One major difference compared to a bike is that, if a cars wheels spins, they are directly connected to and will spin the engine. With a bike, the tires do not have the same effect, so the pedals don’t get turned by the tires.

Anonymous 0 Comments

Sounds like you have an automatic gearbox, possibly even a CVT? If you had a manual car then it would work just the same as a motorbike does.

Anonymous 0 Comments

Most cars in the US have automatic transmissions, and most of those are coupled to the engine by a torque converter. The torque converter is essentially two turbines. The turbine on the engine spins a fluid inside the torque converter, and that fluid spins the turbine coupled to the transmission. Due to that coupling, the input speed will not always match the output speed.

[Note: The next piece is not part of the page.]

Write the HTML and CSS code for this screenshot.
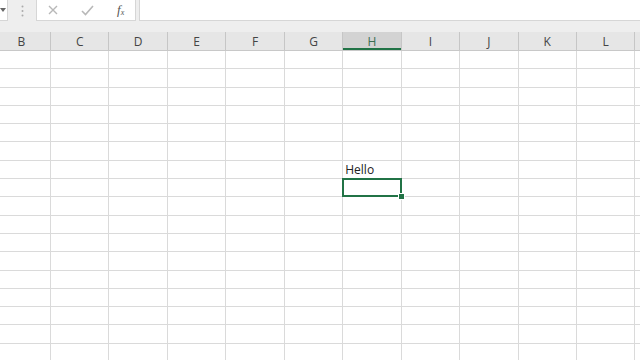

On top of that, gears in the transmission and differential multiply the torque of the engine, so that even a thousand revolutions a minute might translate to only a few miles an hour

Anonymous 0 Comments

The gearbox.

It’s a train of gears which make it possible to choose between different levels of Speed and Force.

When you’re going up a steep hill, you want there to be a lot of force pushing, so you setting it into the first gear, will change the ratio of rotations between your engine and your drive wheels, to have very many rotations on the engine (input), while having very few rotations on the wheels (output).

Whereas when you’re driving a +100km/h on a highway, you don’t really need that much force, so you change to a higher gear, which will have a much smaller difference between the input & output gear.

Anonymous 0 Comments

The car is much much heavier than a person on a bike, so even though we might press on the gas and make the engine go “3 times faster “ it needs to do a lot more work to make the car actually start moving faster.

Anonymous 0 Comments

Gears. Bikes can have multiple gears also. In a low gear, its very easy to pedal but you dont go very fast. In a high gear, its harder to pedal, but once you get moving you’re going faster. Gear ratios are what allows this to happen. Someone with more knowledge can explain in more detail.